Attribution 4.0 (CC BY 4.0)https://creativecommons.org/licenses/by/4.0/
License information was derived automatically
Interpretability and stability are two important features that are desired in many contemporary big data applications arising in statistics, economics, and finance. While the former is enjoyed to some extent by many existing forecasting approaches, the latter in the sense of controlling the fraction of wrongly discovered features which can enhance greatly the interpretability is still largely underdeveloped. To this end, in this article, we exploit the general framework of model-X knockoffs introduced recently in Candès, Fan, Janson and Lv [(2018 ), “Panning for Gold: ‘model X’ Knockoffs for High Dimensional Controlled Variable Selection,” Journal of the Royal Statistical Society, Series B, 80, 551–577], which is nonconventional for reproducible large-scale inference in that the framework is completely free of the use of p-values for significance testing, and suggest a new method of intertwined probabilistic factors decoupling (IPAD) for stable interpretable forecasting with knockoffs inference in high-dimensional models.
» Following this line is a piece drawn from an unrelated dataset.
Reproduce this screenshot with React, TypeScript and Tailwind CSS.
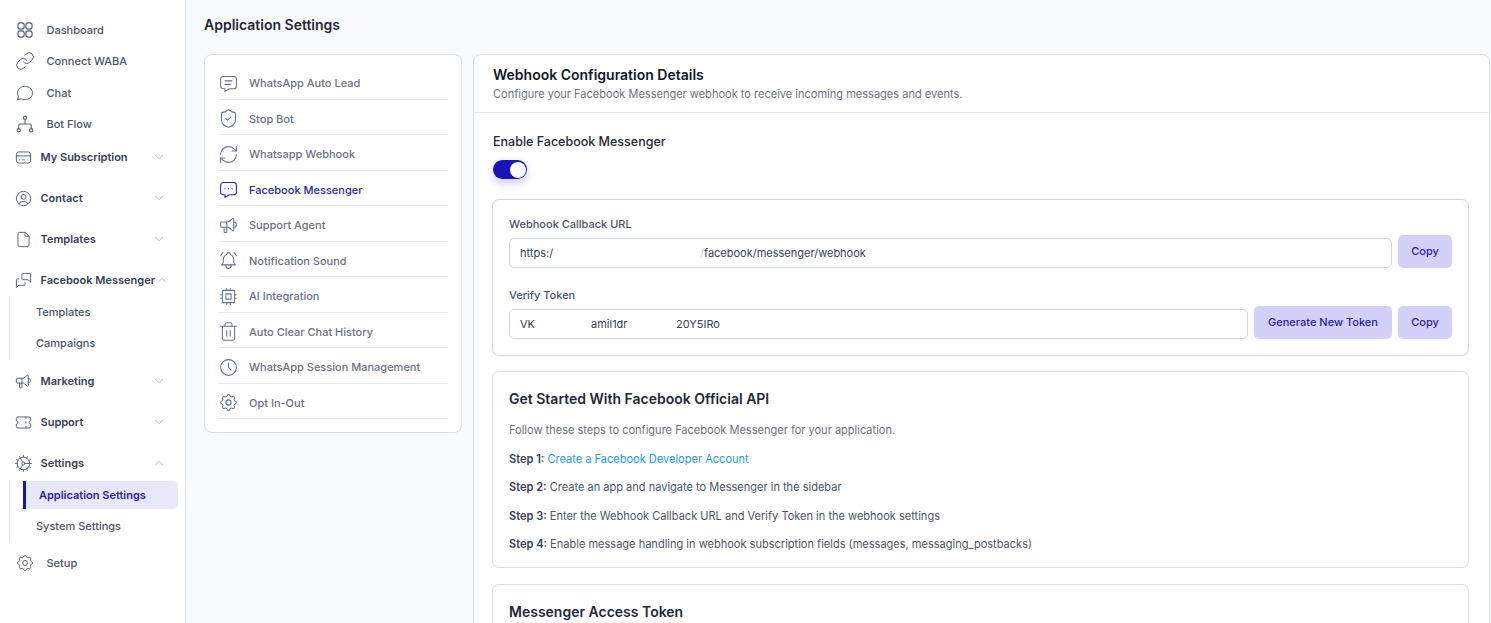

The recipe of the method is constructing the knockoff variables by assuming a latent factor model that is exploited widely in economics and finance for the association structure of covariates. Our method and work are distinct from the existing literature in which we estimate the covariate distribution from data instead of assuming that it is known when constructing the knockoff variables, our procedure does not require any sample splitting, we provide theoretical justifications on the asymptotic false discovery rate control, and the theory for the power analysis is also established. Several simulation examples and the real data analysis further demonstrate that the newly suggested method has appealing finite-sample performance with desired interpretability and stability compared to some popularly used forecasting methods. Supplementary materials for this article are available online.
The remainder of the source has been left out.